Logan explained that the long road to coming up with an award-winning beverage involved variations of five basic recipes. That meant drinking a lot of lemonade, somewhere between 10 and 25 cups.
"We didn’t always agree. Should we use lemon pulp? Concentrate? Different types of lemon?"
The process, which sometimes entailed loud debates, paid off when the boys decided on going all-local in their ingredients, using Meyer lemons, raw cane sugar and fresh mint.
"We were walking in a farmers market and saw all the plants and fruits, and we decided," Logan said. "Think about it: Who wants to eat lemons shipped from miles away just to get here?
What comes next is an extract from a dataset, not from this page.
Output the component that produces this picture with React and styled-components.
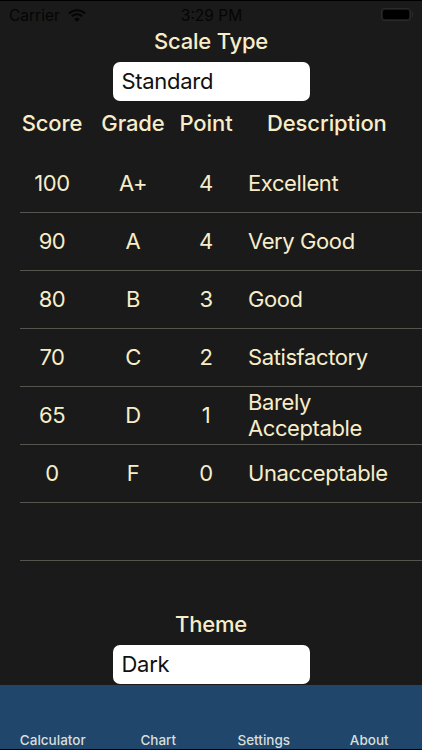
import React from 'react';
import styled, { createGlobalStyle } from 'styled-components';

const GlobalStyle = createGlobalStyle`
  html, body {
    margin: 0;
    padding: 0;
    background: #1a1a1a;
  }
  * {
    box-sizing: border-box;
  }
`;

const cream = '#f7edc9';

const Screen = styled.div`
  width: 422px;
  height: 750px;
  overflow: hidden;
  display: flex;
  flex-direction: column;
  background: #1a1a1a;
  color: ${cream};
  font-family: Inter, "Noto Sans", "Liberation Sans", sans-serif;
  border-top: 1px solid #000;
  border-bottom: 1px solid #000;
`;
const StatusBar = styled.div`
  height: 26px;
  flex: none;
  display: grid;
  grid-template-columns: 1fr auto 1fr;
  align-items: center;
  padding: 3px 8px 0 9px;
  color: #050505;
  font-size: 15.5px;
`;
const Carrier = styled.div`
  display: flex;
  align-items: center;
  gap: 8px;
`;
const Battery = styled.div`
  justify-self: end;
  position: relative;
  width: 30px;
  height: 13px;
  border: 1px solid #2a2a2a;
  border-radius: 3px;
  padding: 1px;
  margin: -2px 3px 0 0;

  &::after {
    content: '';
    position: absolute;
    top: 3px;
    right: -3px;
    width: 1px;
    height: 5px;
    background: #2a2a2a;
  }
`;
const BatteryFill = styled.div`
  height: 100%;
  background: #000;
  border-radius: 2px;
`;
const SectionTitle = styled.div`
  text-align: center;
  font-size: 22px;
  font-weight: 500;
  letter-spacing: -0.2px;
  line-height: 28px;
`;
const SelectBox = styled.div`
  align-self: center;
  width: 197px;
  height: 39px;
  flex: none;
  margin-top: 7px;
  padding: 0 0 1px 9px;
  display: flex;
  align-items: center;
  background: #fff;
  border-radius: 7px;
  color: #111;
  font-size: 22px;
  letter-spacing: -0.3px;
`;
const HeaderRow = styled.div`
  display: grid;
  grid-template-columns: 64px 98px 48px 1fr;
  height: 30px;
  margin-top: 7px;
  margin-left: 20px;
  align-items: center;
  font-size: 22px;
  font-weight: 500;
  letter-spacing: -0.1px;
  white-space: nowrap;
`;
const HeaderCell = styled.div`
  display: flex;
  justify-content: center;
`;
const HeaderDescription = styled.div`
  padding-left: 37px;
`;
const Table = styled.div`
  margin-top: 17px;
  margin-left: 20px;
  display: flex;
  flex-direction: column;
`;
const Row = styled.div`
  display: grid;
  grid-template-columns: 64px 98px 48px 1fr;
  height: 58px;
  padding-bottom: 2px;
  align-items: center;
  border-bottom: 1px solid #55554f;
  font-size: 22px;
  letter-spacing: -0.4px;
`;
const Cell = styled.div`
  text-align: center;
`;
const DescriptionCell = styled.div`
  padding-left: 18px;
  line-height: 26px;
`;
const ThemeBlock = styled.div`
  display: flex;
  flex-direction: column;
  margin-top: 49px;
`;
const TabBar = styled.div`
  margin-top: 1px;
  flex: none;
  height: 64px;
  display: grid;
  grid-template-columns: repeat(4, 1fr);
  align-items: end;
  background: #20466c;
`;
const TabLabel = styled.div`
  text-align: center;
  color: #d8dfda;
  font-size: 13.5px;
  font-weight: 500;
  line-height: 18px;
`;

const grades = [
  ['100', 'A+', '4', 'Excellent'],
  ['90', 'A', '4', 'Very Good'],
  ['80', 'B', '3', 'Good'],
  ['70', 'C', '2', 'Satisfactory'],
  ['65', 'D', '1', 'Barely Acceptable'],
  ['0', 'F', '0', 'Unacceptable'],
  ['', '', '', ''],
];

function WifiIcon() {
  return (
    <svg width="18" height="13" viewBox="0 0 18 13" fill="none" stroke="#050505" strokeWidth="2">
      <path d="M1 4.500 A11.500 11.500 0 0 1 17 4.500" />
      <path d="M3.800 7.300 A7.500 7.500 0 0 1 14.200 7.300" />
      <path d="M9 13 L6.200 10 A4 4 0 0 1 11.800 10 Z" fill="#050505" stroke="none" />
    </svg>
  );
}

export default function App() {
  return (
    <Screen>
      <GlobalStyle />
      <StatusBar>
        <Carrier>
          Carrier <WifiIcon />
        </Carrier>
        <div>3:29 PM</div>
        <Battery>
          <BatteryFill />
        </Battery>
      </StatusBar>
      <SectionTitle>Scale Type</SectionTitle>
      <SelectBox>Standard</SelectBox>
      <HeaderRow>
        <HeaderCell>Score</HeaderCell>
        <HeaderCell>Grade</HeaderCell>
        <HeaderCell>Point</HeaderCell>
        <HeaderDescription>Description</HeaderDescription>
      </HeaderRow>
      <Table>
        {grades.map((g, i) => (
          <Row key={i}>
            <Cell>{g[0]}</Cell>
            <Cell>{g[1]}</Cell>
            <Cell>{g[2]}</Cell>
            <DescriptionCell>{g[3]}</DescriptionCell>
          </Row>
        ))}
      </Table>
      <ThemeBlock>
        <SectionTitle>Theme</SectionTitle>
        <SelectBox>Dark</SelectBox>
      </ThemeBlock>
      <TabBar>
        <TabLabel>Calculator</TabLabel>
        <TabLabel>Chart</TabLabel>
        <TabLabel>Settings</TabLabel>
        <TabLabel>About</TabLabel>
      </TabBar>
    </Screen>
  );
}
They’d be dry, sour and moldy."
For a while the brothers experimented with adding pulp and lemon zest, which tasted great but was too time-consuming to pull off.
Turns out, the absence of those touches didn’t matter — Hyatt Waikiki judges knew pretty quickly the Hamasakis’ concoction was their pick.
"Their lemonade really stood out because it featured all-natural products from Hawaii. When you use fresh ingredients like that, there’s a quality boost you can really taste," said Vincent Brunetti, the hotel’s food and beverage director.
The brothers’ locavore agenda reflects the Hyatt chain’s focus on healthful kids’ fare. Through its "For Kids, by Kids" program, Hyatt offers an interactive menu that allows children to assemble their own meals and drinks from healthful ingredients.
Logan says he’s glad the recipe will raise money for Kapiolani, but he admits it’s also fun to have his lemonade in the restaurant.
"It’ll be exciting to see our names on the menu," he said.
WE‘KEA LEMONADE
4 ounces water
4 teaspoons raw cane sugar
Juice of 1/2 Meyer lemon
4 mint leaves
Combine water and sugar; stir until sugar is dissolved. Add lemon juice and stir. Add mint and stir. Add ice cubes and serve. Serves 1.
Nutritional information unavailable.